HSBC, under its new CEO, has resorted to aggressive restructuring since 2011. The restructuring involves streamlining its worldwide operations by shedding non-core assets to boost profitability. Ping An stake sale is a part of this strategy. Earlier this year, HSBC traded its general insurance businesses in Asia and Latin America for $914 million. The company is divesting its general insurance units in Hong Kong, Singapore, Argentina and Mexico to Australia's QBE Insurance Group Ltd. and France-based AXA Group in two separate deals.
HSBC is also looking to sell its 18% stake in Vietnamese insurer, Bao Viet Holdings. Moreover, it is assumed that eventually the company might sell its 19% stake in Bank of Communications – the fifth-largest bank in China (in terms of assets).
HSBC is not the only company disposing its non-fundamental operations.
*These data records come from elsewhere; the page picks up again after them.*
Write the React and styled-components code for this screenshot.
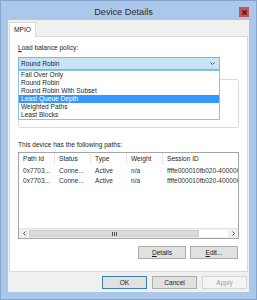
import React from 'react';
import styled, { createGlobalStyle } from 'styled-components';

const GlobalStyle = createGlobalStyle`
  html, body { margin: 0; padding: 0; }
  body {
    font-family: "Liberation Sans", Arial, sans-serif;
    font-size: 6.6px;
    color: #1e1e1e;
  }
  * { box-sizing: border-box; }
`;

const Window = styled.div`
  width: 257px;
  height: 300px;
  background: #abc7e9;
  border: 1px solid #86a5cc;
  padding: 0 7px 7px 7px;
  display: flex;
  flex-direction: column;
`;

const TitleBar = styled.div`
  height: 19px;
  padding-top: 3px;
  display: flex;
  align-items: center;
`;

const Title = styled.div`
  flex: 1;
  text-align: center;
  font-size: 9.2px;
  color: #2b2b2b;
`;

const CloseButton = styled.div`
  width: 10px;
  height: 10px;
  background: #c75050;
  display: flex;
  align-items: center;
  justify-content: center;
`;

const Client = styled.div`
  flex: 1;
  background: #f0f0f0;
  padding: 2px 1px 0 1px;
  display: flex;
  flex-direction: column;
`;

const TabStrip = styled.div`
  display: flex;
  height: 14px;
`;

const Tab = styled.div`
  width: 27px;
  height: 15px;
  background: #fff;
  border: 1px solid #d9d9d9;
  border-bottom: none;
  padding: 3px 0 0 4px;
  position: relative;
  z-index: 1;
`;

const TabPage = styled.div`
  height: 236px;
  background: #fff;
  border: 1px solid #d9d9d9;
  padding: 0 8px;
  display: flex;
  flex-direction: column;
`;

const Label = styled.div`
  margin-top: ${(p) => p.$top}px;
  height: 8px;
  line-height: 8px;
  white-space: nowrap;
`;

const ComboWrap = styled.div`
  position: relative;
  width: 202px;
  margin-top: 5px;
`;

const Combo = styled.div`
  height: 13px;
  background: #c9e3f6;
  border: 1px solid #7eb4ea;
  display: flex;
  align-items: center;
  justify-content: space-between;
  padding: 0 4px 0 2px;
`;

const DropList = styled.div`
  position: absolute;
  left: 0;
  top: 100%;
  width: 100%;
  background: #fff;
  border: 1px solid #83c6e8;
  z-index: 2;
`;

const DropItem = styled.div`
  height: 8px;
  line-height: 8px;
  padding-left: 2px;
  background: ${(p) => (p.$selected ? '#3399ff' : 'transparent')};
  color: ${(p) => (p.$selected ? '#fff' : '#1e1e1e')};
`;

const GroupBox = styled.div`
  margin-top: 9px;
  height: 49px;
  border: 1px solid #dcdcdc;
  border-radius: 2px;
`;

const ListView = styled.div`
  margin-top: 3px;
  height: 87px;
  border: 1px solid #a5a5a5;
  display: flex;
  flex-direction: column;
  overflow: hidden;
`;

const Row = styled.div`
  display: grid;
  grid-template-columns: 36px 36px 36px 36px 120px;
  height: ${(p) => (p.$header ? 11 : 10)}px;
  line-height: ${(p) => (p.$header ? 11 : 10)}px;
  margin-top: ${(p) => (p.$first ? 2 : 0)}px;
  color: ${(p) => (p.$header ? '#1e1e1e' : '#333')};
  white-space: nowrap;
`;

const Cell = styled.div`
  padding-left: 4px;
  overflow: hidden;
  border-right: ${(p) => (p.$header ? '1px solid #e5e5e5' : 'none')};
`;

const Rows = styled.div`
  flex: 1;
`;

const HScroll = styled.div`
  height: 10px;
  display: flex;
  border-top: 1px solid #e6e6e6;
  background: #f0f0f0;
`;

const ScrollArrow = styled.div`
  width: 10px;
  display: flex;
  align-items: center;
  justify-content: center;
  background: #f0f0f0;
`;

const ScrollTrack = styled.div`
  flex: 1;
  display: flex;
  padding: 1px 0;
`;

const Thumb = styled.div`
  width: 170px;
  background: #dadada;
  border: 1px solid #cfcfcf;
  display: flex;
  align-items: center;
  justify-content: center;
`;

const TrackRest = styled.div`
  flex: 1;
  background: #fff;
`;

const ButtonRow = styled.div`
  display: flex;
  justify-content: flex-end;
  gap: ${(p) => p.$gap}px;
  margin-top: ${(p) => p.$top}px;
  padding-right: ${(p) => p.$right || 0}px;
`;

const Button = styled.div`
  width: ${(p) => p.$w}px;
  height: 13px;
  display: flex;
  align-items: center;
  justify-content: center;
  background: ${(p) => (p.$disabled ? '#f4f4f4' : '#e1e1e1')};
  border: 1px solid
    ${(p) => (p.$default ? '#3c7fb1' : p.$disabled ? '#d5d5d5' : '#adadad')};
  color: ${(p) => (p.$disabled ? '#a3a3a3' : '#1e1e1e')};
`;

const Chevron = ({ dir }) => {
  const d = {
    down: 'M0.5 0.5 L2.5 2.5 L4.5 0.5',
    left: 'M2.5 0.5 L0.5 2.5 L2.5 4.5',
    right: 'M0.5 0.5 L2.5 2.5 L0.5 4.5',
  }[dir];
  const size = dir === 'down' ? [5, 3] : [3, 5];
  return (
    <svg width={size[0]} height={size[1]} viewBox={`0 0 ${size[0]} ${size[1]}`}>
      <path d={d} fill="none" stroke="#555" strokeWidth="1" />
    </svg>
  );
};

const Grip = () => (
  <svg width="5" height="4" viewBox="0 0 5 4">
    <path d="M0.5 0 V4 M2.5 0 V4 M4.5 0 V4" stroke="#555" strokeWidth="1" />
  </svg>
);

const CloseIcon = () => (
  <svg width="5" height="5" viewBox="0 0 5 5">
    <path d="M0.5 0.5 L4.5 4.5 M4.5 0.5 L0.5 4.5" stroke="#222" strokeWidth="1.4" />
  </svg>
);

const policies = [
  'Fail Over Only',
  'Round Robin',
  'Round Robin With Subset',
  'Least Queue Depth',
  'Weighted Paths',
  'Least Blocks',
];

const columns = ['Path Id', 'Status', 'Type', 'Weight', 'Session ID'];

const paths = [
  ['0x7703...', 'Conne...', 'Active', 'n/a', 'ffffe000010fb020-4000000000000001'],
  ['0x7703...', 'Conne...', 'Active', 'n/a', 'ffffe000010fb020-4000000000000002'],
];

export default function App() {
  return (
    <>
      <GlobalStyle />
      <Window>
        <TitleBar>
          <Title>Device Details</Title>
          <CloseButton>
            <CloseIcon />
          </CloseButton>
        </TitleBar>
        <Client>
          <TabStrip>
            <Tab>MPIO</Tab>
          </TabStrip>
          <TabPage>
            <Label $top={7}>
              <u>L</u>oad balance policy:
            </Label>
            <ComboWrap>
              <Combo>
                <span>Round Robin</span>
                <Chevron dir="down" />
              </Combo>
              <DropList>
                {policies.map((p) => (
                  <DropItem key={p} $selected={p === 'Least Queue Depth'}>
                    {p}
                  </DropItem>
                ))}
              </DropList>
            </ComboWrap>
            <GroupBox />
            <Label $top={13}>This device has the following paths:</Label>
            <ListView>
              <Row $header>
                {columns.map((c) => (
                  <Cell key={c} $header>
                    {c}
                  </Cell>
                ))}
              </Row>
              <Rows>
                {paths.map((r, i) => (
                  <Row key={i} $first={i === 0}>
                    {r.map((v, j) => (
                      <Cell key={j}>{v}</Cell>
                    ))}
                  </Row>
                ))}
              </Rows>
              <HScroll>
                <ScrollArrow>
                  <Chevron dir="left" />
                </ScrollArrow>
                <ScrollTrack>
                  <Thumb>
                    <Grip />
                  </Thumb>
                  <TrackRest />
                </ScrollTrack>
                <ScrollArrow>
                  <Chevron dir="right" />
                </ScrollArrow>
              </HScroll>
            </ListView>
            <ButtonRow $gap={4} $top={7} $right={1}>
              <Button $w={48}>
                <span>
                  <u>D</u>etails
                </span>
              </Button>
              <Button $w={48}>
                <span>
                  <u>E</u>dit...
                </span>
              </Button>
            </ButtonRow>
          </TabPage>
          <ButtonRow $gap={5} $top={4} $right={1}>
            <Button $w={45} $default>
              OK
            </Button>
            <Button $w={45}>Cancel</Button>
            <Button $w={45} $disabled>
              Apply
            </Button>
          </ButtonRow>
        </Client>
      </Window>
    </>
  );
}
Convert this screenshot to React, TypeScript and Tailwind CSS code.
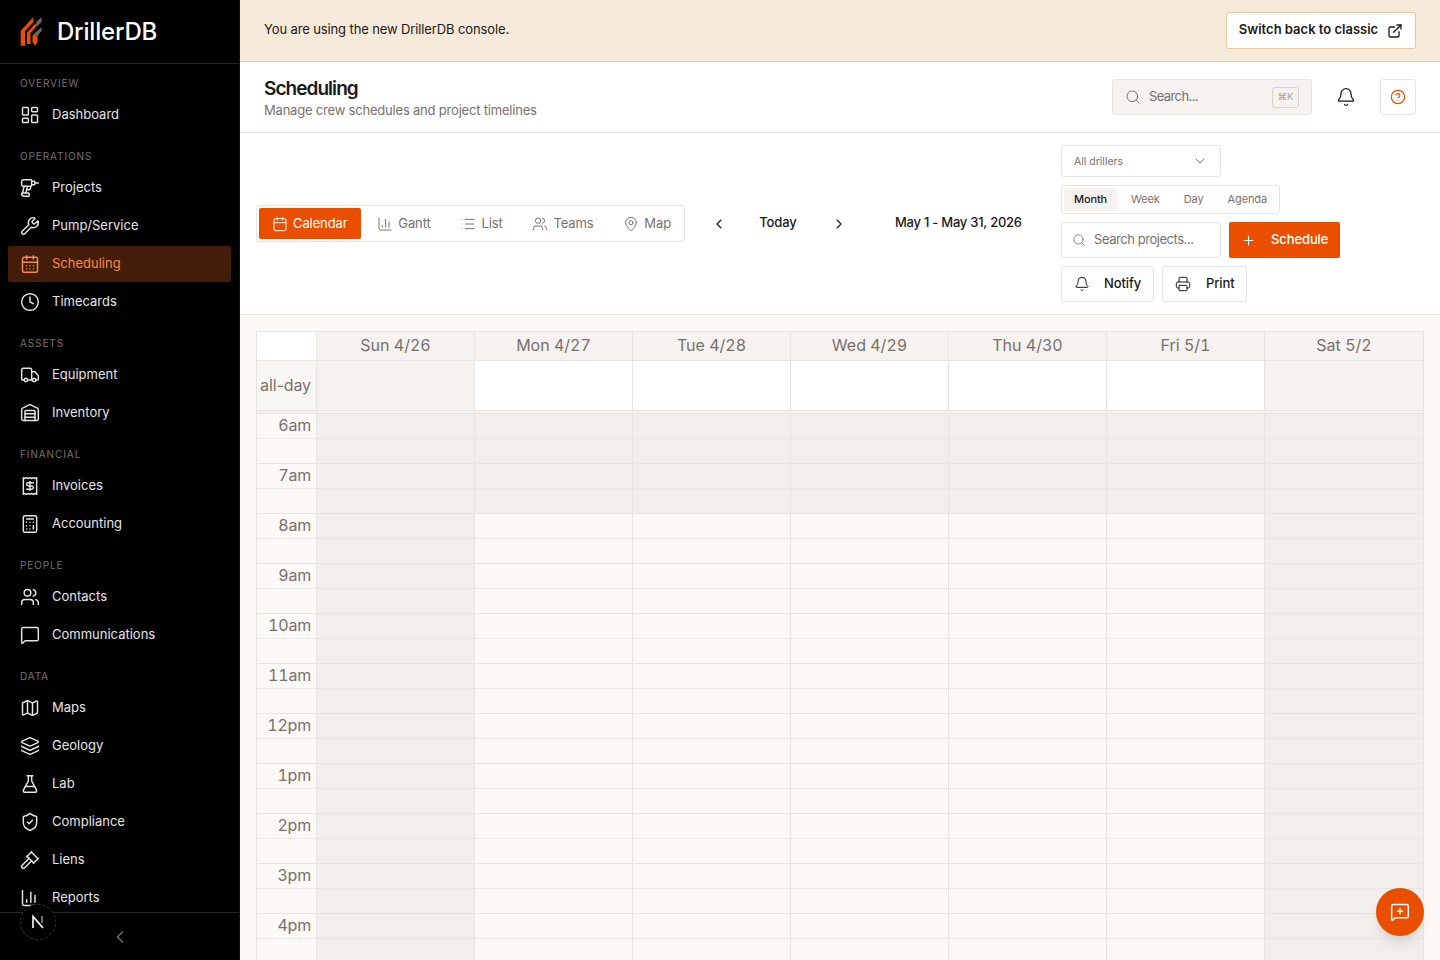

In October this year, Netherlands-based ING Groep NV ( ING - Snapshot Report ) announced the sale of its Malaysian insurance business to Asian insurance giant, AIA Group Ltd, for nearly $1.7 billion (€1.3 billion). ING also announced the divestiture of its insurance business, pension and financial planning divisions in Hong Kong and Macau, as well as its life insurance operations in Thailand to Pacific Century Group for a total of $2.14 billion (€1.64 billion) in cash.
The sluggish economic backdrop and the deepening Euro zone crisis have forced HSBC to reorganize its business strategy. We believe that these restructuring efforts will go a long way in controlling HSBC’s rising expenses and enhancing its overall profitability.
HSBC currently retains a Zacks #3 Rank, which translates into a short-term Hold rating. Considering the fundamentals, we maintain a long-term ‘Neutral’ recommendation on the stock.